begin DATA EXCERPT
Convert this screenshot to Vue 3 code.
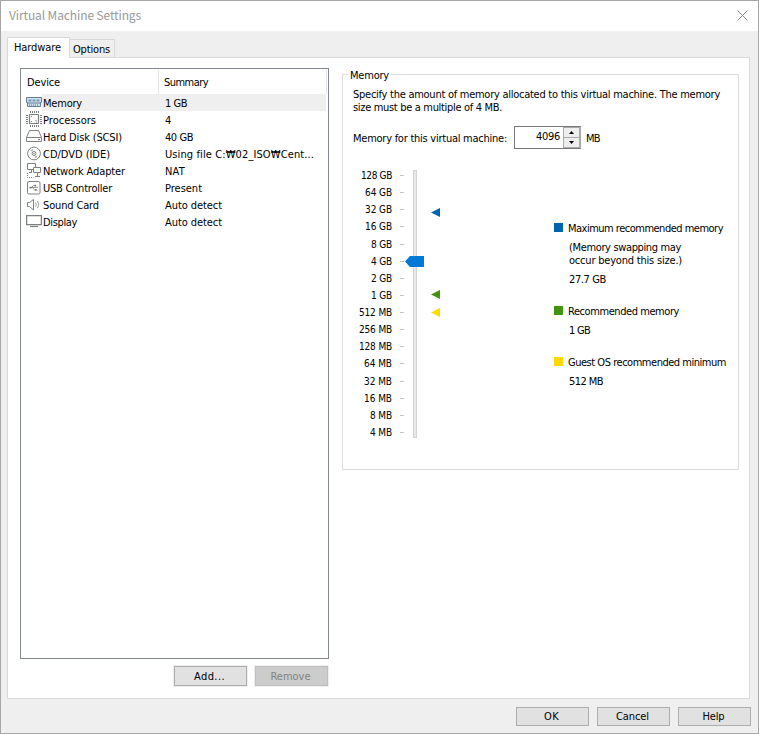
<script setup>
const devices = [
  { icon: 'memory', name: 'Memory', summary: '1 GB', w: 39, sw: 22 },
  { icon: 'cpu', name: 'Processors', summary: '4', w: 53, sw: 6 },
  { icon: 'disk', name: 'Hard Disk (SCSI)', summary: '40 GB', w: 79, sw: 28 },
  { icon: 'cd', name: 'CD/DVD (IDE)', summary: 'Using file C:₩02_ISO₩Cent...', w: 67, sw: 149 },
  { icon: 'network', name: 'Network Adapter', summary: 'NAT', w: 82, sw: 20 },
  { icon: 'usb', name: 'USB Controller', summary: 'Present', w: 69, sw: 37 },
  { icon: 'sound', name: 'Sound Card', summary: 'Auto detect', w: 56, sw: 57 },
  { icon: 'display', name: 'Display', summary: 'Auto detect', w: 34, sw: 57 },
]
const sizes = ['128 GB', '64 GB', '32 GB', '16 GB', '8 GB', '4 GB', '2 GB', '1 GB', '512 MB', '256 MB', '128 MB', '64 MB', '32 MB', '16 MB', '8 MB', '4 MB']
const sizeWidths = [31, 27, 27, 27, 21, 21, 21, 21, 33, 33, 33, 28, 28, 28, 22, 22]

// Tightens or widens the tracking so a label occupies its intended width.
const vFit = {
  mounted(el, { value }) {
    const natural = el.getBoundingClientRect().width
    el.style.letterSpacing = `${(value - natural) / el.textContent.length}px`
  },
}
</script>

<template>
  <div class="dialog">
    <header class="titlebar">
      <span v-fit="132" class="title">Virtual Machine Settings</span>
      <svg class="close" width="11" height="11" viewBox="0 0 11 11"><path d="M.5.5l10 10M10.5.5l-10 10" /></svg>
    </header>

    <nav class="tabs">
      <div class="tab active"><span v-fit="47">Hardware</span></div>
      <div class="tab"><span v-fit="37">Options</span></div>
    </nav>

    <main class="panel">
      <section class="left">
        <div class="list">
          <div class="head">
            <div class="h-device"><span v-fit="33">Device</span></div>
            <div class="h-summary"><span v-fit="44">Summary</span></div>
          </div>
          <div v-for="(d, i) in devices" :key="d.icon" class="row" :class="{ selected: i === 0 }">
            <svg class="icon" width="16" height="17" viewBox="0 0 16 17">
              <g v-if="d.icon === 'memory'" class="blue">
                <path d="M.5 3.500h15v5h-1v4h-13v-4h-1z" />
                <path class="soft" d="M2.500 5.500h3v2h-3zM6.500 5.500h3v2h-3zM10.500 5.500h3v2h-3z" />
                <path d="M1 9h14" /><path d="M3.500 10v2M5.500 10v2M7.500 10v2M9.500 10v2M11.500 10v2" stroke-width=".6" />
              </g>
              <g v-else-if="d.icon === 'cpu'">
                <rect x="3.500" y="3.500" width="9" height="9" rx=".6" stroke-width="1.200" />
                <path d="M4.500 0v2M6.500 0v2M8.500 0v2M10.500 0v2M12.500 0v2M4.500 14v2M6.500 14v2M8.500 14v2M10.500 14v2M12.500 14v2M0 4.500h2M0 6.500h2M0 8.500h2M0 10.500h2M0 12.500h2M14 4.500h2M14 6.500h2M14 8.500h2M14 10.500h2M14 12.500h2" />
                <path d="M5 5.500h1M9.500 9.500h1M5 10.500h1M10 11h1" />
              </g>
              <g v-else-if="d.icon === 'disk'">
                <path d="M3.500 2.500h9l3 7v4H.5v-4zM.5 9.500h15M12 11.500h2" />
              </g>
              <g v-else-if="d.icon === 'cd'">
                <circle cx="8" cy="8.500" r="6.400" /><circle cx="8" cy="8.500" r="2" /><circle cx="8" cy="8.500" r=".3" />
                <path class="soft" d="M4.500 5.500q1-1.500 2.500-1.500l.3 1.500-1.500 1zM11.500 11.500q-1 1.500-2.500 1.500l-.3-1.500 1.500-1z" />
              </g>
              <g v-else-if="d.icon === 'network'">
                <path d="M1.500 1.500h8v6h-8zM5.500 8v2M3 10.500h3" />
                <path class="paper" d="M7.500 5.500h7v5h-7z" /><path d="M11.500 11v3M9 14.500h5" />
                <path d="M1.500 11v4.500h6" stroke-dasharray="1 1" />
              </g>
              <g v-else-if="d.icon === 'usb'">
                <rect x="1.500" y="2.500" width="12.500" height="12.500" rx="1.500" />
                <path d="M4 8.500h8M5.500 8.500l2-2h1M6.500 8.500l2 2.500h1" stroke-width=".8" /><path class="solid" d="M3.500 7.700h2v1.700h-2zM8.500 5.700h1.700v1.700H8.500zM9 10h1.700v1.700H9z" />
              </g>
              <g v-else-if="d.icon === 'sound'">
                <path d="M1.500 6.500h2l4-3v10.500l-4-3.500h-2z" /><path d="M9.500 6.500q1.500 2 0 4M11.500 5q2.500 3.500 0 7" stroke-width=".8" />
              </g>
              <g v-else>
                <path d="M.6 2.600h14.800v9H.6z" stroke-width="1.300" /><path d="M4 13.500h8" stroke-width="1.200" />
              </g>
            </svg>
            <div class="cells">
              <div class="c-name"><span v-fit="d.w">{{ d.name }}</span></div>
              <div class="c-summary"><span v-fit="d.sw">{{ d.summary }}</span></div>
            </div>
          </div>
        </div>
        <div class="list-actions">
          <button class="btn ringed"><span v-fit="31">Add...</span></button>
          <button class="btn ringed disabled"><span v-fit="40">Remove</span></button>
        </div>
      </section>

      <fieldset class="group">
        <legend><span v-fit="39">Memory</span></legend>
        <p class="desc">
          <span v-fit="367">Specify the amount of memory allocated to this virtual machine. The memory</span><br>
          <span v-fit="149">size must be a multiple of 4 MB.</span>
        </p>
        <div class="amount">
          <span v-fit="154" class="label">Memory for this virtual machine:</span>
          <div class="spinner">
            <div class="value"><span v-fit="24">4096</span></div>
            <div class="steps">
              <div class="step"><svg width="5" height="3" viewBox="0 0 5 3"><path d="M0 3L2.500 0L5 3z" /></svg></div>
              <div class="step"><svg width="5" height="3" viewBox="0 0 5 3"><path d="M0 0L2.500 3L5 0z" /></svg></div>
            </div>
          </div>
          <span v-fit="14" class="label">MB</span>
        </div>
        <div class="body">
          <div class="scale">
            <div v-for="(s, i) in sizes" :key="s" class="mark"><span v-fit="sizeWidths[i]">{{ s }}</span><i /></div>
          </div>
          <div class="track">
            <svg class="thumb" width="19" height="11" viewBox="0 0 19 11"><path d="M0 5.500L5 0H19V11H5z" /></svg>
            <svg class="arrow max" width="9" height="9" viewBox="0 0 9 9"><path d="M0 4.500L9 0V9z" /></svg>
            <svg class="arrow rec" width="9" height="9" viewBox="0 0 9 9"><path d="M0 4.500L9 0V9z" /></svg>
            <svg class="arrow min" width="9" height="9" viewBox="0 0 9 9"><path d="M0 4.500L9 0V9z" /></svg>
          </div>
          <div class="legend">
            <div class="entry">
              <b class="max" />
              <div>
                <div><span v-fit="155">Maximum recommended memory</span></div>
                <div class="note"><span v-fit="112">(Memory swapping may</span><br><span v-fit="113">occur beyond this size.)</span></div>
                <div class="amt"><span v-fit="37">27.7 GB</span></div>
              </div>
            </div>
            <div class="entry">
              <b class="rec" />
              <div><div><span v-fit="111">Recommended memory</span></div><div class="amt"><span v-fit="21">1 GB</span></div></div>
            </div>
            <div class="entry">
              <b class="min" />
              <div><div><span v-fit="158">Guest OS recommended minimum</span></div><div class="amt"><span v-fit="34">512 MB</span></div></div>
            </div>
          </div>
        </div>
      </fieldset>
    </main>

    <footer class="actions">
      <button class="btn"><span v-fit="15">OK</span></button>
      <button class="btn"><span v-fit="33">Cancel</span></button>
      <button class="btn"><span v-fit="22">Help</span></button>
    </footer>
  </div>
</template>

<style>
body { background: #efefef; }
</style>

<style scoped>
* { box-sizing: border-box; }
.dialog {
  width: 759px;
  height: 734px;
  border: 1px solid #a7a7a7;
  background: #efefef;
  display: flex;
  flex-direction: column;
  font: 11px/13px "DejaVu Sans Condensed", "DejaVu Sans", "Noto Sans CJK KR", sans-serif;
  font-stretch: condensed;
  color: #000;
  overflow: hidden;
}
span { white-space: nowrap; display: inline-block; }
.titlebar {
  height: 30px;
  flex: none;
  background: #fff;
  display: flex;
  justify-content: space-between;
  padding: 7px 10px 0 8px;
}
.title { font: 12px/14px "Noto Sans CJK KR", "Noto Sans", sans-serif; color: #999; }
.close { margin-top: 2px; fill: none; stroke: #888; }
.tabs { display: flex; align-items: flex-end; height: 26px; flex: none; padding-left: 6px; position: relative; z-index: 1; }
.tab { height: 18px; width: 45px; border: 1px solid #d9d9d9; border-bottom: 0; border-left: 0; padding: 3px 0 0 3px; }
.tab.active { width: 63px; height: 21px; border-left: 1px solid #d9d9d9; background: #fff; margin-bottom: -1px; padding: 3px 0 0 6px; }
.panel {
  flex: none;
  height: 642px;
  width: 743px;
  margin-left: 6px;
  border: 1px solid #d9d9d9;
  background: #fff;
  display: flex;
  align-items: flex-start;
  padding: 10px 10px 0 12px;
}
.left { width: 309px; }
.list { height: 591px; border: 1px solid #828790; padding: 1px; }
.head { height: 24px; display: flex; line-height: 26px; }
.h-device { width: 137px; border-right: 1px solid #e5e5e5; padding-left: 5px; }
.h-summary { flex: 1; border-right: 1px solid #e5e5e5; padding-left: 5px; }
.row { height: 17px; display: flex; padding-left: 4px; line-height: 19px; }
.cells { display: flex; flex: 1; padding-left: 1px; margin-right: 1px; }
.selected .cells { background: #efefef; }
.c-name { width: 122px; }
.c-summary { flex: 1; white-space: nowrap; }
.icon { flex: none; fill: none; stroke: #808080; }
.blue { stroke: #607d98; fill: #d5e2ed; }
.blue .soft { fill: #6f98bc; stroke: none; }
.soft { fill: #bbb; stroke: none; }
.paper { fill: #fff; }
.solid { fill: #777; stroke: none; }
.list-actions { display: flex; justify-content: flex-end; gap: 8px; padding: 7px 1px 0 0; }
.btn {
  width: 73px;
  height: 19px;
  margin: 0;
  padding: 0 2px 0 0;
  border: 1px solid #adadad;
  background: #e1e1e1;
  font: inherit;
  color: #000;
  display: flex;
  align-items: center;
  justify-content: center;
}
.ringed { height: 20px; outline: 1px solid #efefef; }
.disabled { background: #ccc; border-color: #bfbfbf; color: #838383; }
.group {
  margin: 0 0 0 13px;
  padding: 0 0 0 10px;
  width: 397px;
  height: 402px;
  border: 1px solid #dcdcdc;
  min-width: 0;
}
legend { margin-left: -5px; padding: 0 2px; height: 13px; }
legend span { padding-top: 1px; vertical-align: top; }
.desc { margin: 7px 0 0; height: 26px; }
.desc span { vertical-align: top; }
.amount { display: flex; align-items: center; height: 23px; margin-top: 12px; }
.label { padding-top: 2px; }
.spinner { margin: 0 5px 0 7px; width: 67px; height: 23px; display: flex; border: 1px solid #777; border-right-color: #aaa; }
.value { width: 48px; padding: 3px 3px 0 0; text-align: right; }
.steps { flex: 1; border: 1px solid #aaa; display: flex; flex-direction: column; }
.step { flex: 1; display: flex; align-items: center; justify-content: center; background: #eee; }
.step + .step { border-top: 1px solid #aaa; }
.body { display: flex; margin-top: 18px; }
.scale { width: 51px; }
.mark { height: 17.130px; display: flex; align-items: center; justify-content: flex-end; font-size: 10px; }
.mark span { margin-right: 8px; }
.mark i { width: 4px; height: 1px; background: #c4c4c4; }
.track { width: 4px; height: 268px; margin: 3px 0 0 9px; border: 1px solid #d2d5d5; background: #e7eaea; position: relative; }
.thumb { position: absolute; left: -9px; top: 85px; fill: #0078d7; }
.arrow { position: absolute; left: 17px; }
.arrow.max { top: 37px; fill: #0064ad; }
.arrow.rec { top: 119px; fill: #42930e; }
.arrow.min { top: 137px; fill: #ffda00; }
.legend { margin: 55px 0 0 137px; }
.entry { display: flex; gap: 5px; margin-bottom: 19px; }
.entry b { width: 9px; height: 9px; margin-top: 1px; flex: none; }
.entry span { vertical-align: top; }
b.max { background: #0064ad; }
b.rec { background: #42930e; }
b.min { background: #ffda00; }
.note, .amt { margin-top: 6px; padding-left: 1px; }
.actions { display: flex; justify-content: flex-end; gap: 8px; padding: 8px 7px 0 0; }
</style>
end DATA EXCERPT
**EXERCISE DETAILS:**
Return only the lines from the start of the data through the line that contains "28, 22, 22]", please, copying them exactly and omitting all pictures.

**THE COMPLETED TASK:**
Convert this screenshot to Vue 3 code.
<script setup>
const devices = [
  { icon: 'memory', name: 'Memory', summary: '1 GB', w: 39, sw: 22 },
  { icon: 'cpu', name: 'Processors', summary: '4', w: 53, sw: 6 },
  { icon: 'disk', name: 'Hard Disk (SCSI)', summary: '40 GB', w: 79, sw: 28 },
  { icon: 'cd', name: 'CD/DVD (IDE)', summary: 'Using file C:₩02_ISO₩Cent...', w: 67, sw: 149 },
  { icon: 'network', name: 'Network Adapter', summary: 'NAT', w: 82, sw: 20 },
  { icon: 'usb', name: 'USB Controller', summary: 'Present', w: 69, sw: 37 },
  { icon: 'sound', name: 'Sound Card', summary: 'Auto detect', w: 56, sw: 57 },
  { icon: 'display', name: 'Display', summary: 'Auto detect', w: 34, sw: 57 },
]
const sizes = ['128 GB', '64 GB', '32 GB', '16 GB', '8 GB', '4 GB', '2 GB', '1 GB', '512 MB', '256 MB', '128 MB', '64 MB', '32 MB', '16 MB', '8 MB', '4 MB']
const sizeWidths = [31, 27, 27, 27, 21, 21, 21, 21, 33, 33, 33, 28, 28, 28, 22, 22]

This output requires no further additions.